Do I have to talk to everyone at a speed dating event?
Yes — the format involves rotating through all participants. But each conversation is only 3-5 minutes. You do not need to be impressive or witty. You need to be present and reasonably friendly for a few minutes at a time. The worst conversations are simply short.
What if I feel too anxious to go alone?
That feeling is common and does not mean you are unready. Some events allow you to bring a friend — check with the organiser. Arriving slightly after the start can reduce the exposed feeling of walking into an empty room. If the anxiety feels unmanageable rather than merely uncomfortable, focusing on rebuilding general social confidence first may be a more proportionate step.
Are singles events mainly for people seeking serious relationships?
The mix varies. Some attendees want long-term partners. Others want companionship. Some are genuinely just curious. Most events do not require you to declare what you are looking for.

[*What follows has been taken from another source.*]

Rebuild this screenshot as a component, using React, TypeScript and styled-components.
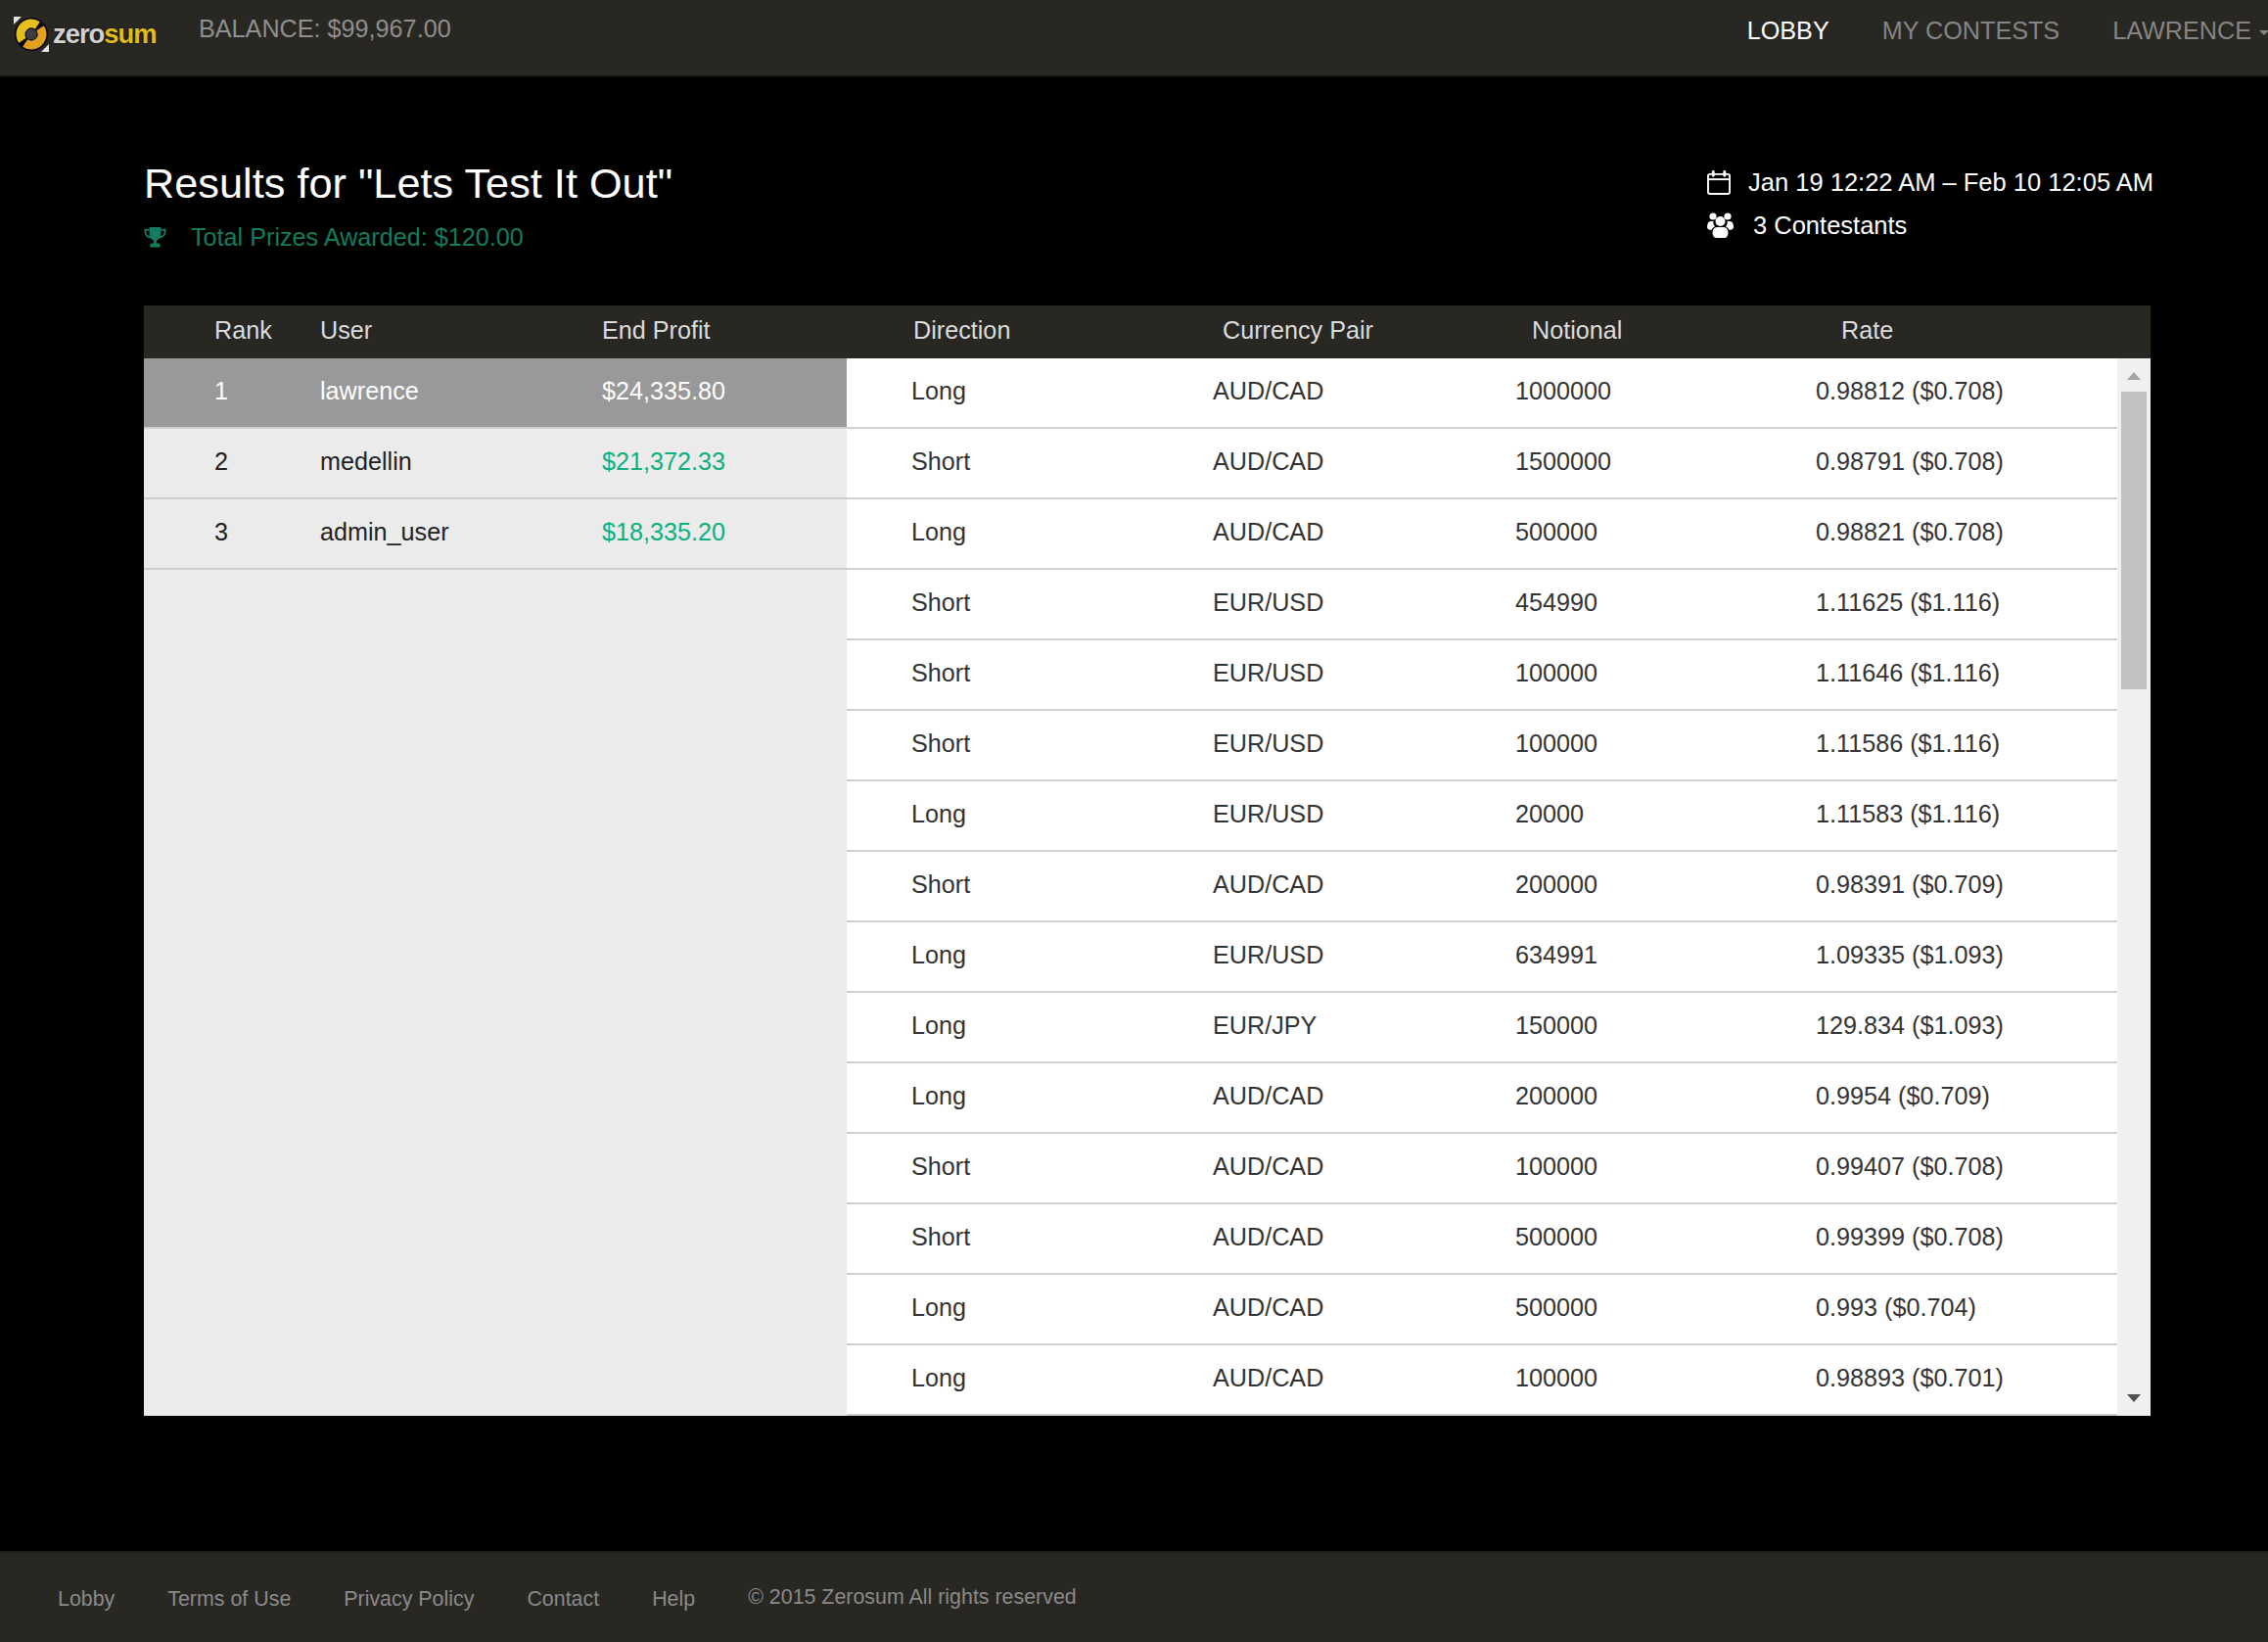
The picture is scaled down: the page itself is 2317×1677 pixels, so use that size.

You can attend without needing to commit to a particular goal — observing and deciding afterward is entirely reasonable.
How many events should I try before deciding they aren’t for me?
Two or three gives you a fairer picture than one. A single event is heavily influenced by who happens to attend that night. The second or third attendance tells you more about whether the format itself suits you, separate from the random variation of individual events.
A Manageable Starting Point
If you are going to try a singles event, choose the format that matches your social preferences. If you like structure and brevity, try speed dating. If you prefer movement and low pressure, try a singles walk. If you want conversation and shared experience, try a dinner or activity event.
Go once with the goal of observing rather than succeeding. Notice how the format feels, how the atmosphere sits with you, and whether you would attend again. That is the only useful measure after a first event — not whether you met someone, but whether you would go back.